All of the data that follows should be retyped exactly, please, except the pictures.

## Supplied data
● ● ● ●
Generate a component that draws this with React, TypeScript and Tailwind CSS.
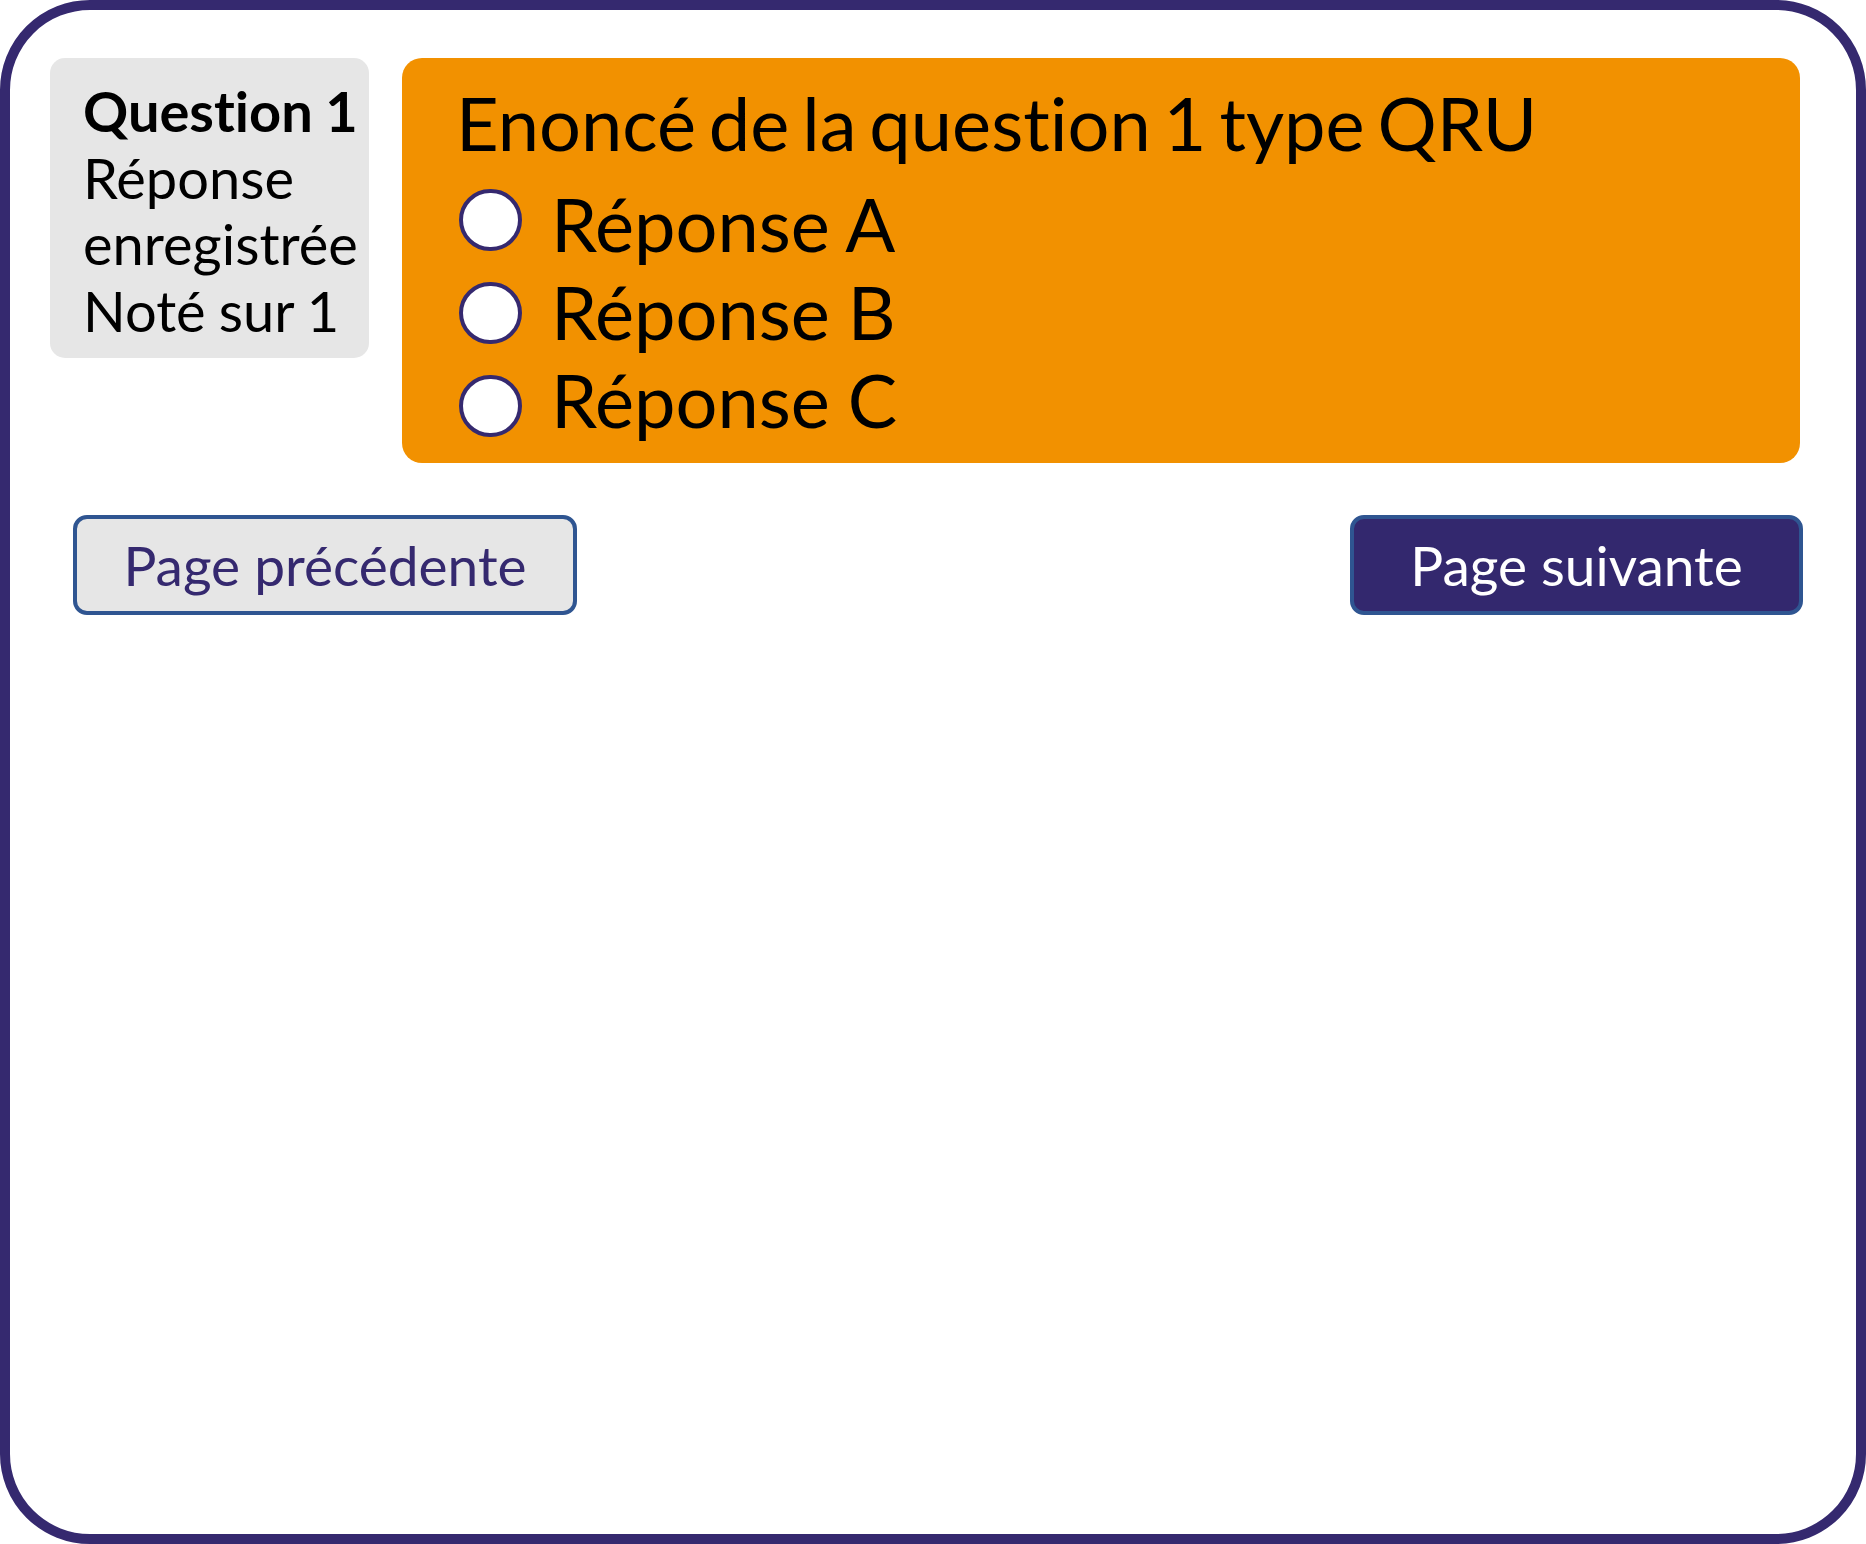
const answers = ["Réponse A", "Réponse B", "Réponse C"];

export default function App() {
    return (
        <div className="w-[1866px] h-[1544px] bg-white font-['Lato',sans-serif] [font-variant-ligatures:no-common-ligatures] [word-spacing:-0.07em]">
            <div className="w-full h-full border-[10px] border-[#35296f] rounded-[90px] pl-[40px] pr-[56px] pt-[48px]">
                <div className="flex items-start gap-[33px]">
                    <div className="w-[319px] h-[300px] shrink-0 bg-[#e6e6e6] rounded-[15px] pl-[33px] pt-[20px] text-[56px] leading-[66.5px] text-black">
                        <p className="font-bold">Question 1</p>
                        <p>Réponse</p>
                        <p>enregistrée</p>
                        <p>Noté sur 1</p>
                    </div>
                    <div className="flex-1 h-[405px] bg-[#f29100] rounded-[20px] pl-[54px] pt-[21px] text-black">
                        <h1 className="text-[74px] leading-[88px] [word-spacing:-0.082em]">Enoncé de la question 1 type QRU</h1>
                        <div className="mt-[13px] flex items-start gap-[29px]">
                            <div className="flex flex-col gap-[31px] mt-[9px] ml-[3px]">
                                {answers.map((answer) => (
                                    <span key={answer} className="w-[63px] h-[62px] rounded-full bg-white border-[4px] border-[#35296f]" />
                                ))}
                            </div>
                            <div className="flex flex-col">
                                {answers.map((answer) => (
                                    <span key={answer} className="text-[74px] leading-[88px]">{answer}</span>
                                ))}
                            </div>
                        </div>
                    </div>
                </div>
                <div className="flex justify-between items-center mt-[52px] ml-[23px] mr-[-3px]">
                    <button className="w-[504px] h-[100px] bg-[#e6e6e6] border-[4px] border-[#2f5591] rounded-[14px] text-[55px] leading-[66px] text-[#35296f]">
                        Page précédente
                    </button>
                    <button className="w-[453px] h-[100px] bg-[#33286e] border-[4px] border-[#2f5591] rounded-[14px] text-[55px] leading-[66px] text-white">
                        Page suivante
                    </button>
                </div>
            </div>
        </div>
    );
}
● ● ● ●
## Result
Generate a component that draws this with React, TypeScript and Tailwind CSS.
const answers = ["Réponse A", "Réponse B", "Réponse C"];

export default function App() {
    return (
        <div className="w-[1866px] h-[1544px] bg-white font-['Lato',sans-serif] [font-variant-ligatures:no-common-ligatures] [word-spacing:-0.07em]">
            <div className="w-full h-full border-[10px] border-[#35296f] rounded-[90px] pl-[40px] pr-[56px] pt-[48px]">
                <div className="flex items-start gap-[33px]">
                    <div className="w-[319px] h-[300px] shrink-0 bg-[#e6e6e6] rounded-[15px] pl-[33px] pt-[20px] text-[56px] leading-[66.5px] text-black">
                        <p className="font-bold">Question 1</p>
                        <p>Réponse</p>
                        <p>enregistrée</p>
                        <p>Noté sur 1</p>
                    </div>
                    <div className="flex-1 h-[405px] bg-[#f29100] rounded-[20px] pl-[54px] pt-[21px] text-black">
                        <h1 className="text-[74px] leading-[88px] [word-spacing:-0.082em]">Enoncé de la question 1 type QRU</h1>
                        <div className="mt-[13px] flex items-start gap-[29px]">
                            <div className="flex flex-col gap-[31px] mt-[9px] ml-[3px]">
                                {answers.map((answer) => (
                                    <span key={answer} className="w-[63px] h-[62px] rounded-full bg-white border-[4px] border-[#35296f]" />
                                ))}
                            </div>
                            <div className="flex flex-col">
                                {answers.map((answer) => (
                                    <span key={answer} className="text-[74px] leading-[88px]">{answer}</span>
                                ))}
                            </div>
                        </div>
                    </div>
                </div>
                <div className="flex justify-between items-center mt-[52px] ml-[23px] mr-[-3px]">
                    <button className="w-[504px] h-[100px] bg-[#e6e6e6] border-[4px] border-[#2f5591] rounded-[14px] text-[55px] leading-[66px] text-[#35296f]">
                        Page précédente
                    </button>
                    <button className="w-[453px] h-[100px] bg-[#33286e] border-[4px] border-[#2f5591] rounded-[14px] text-[55px] leading-[66px] text-white">
                        Page suivante
                    </button>
                </div>
            </div>
        </div>
    );
}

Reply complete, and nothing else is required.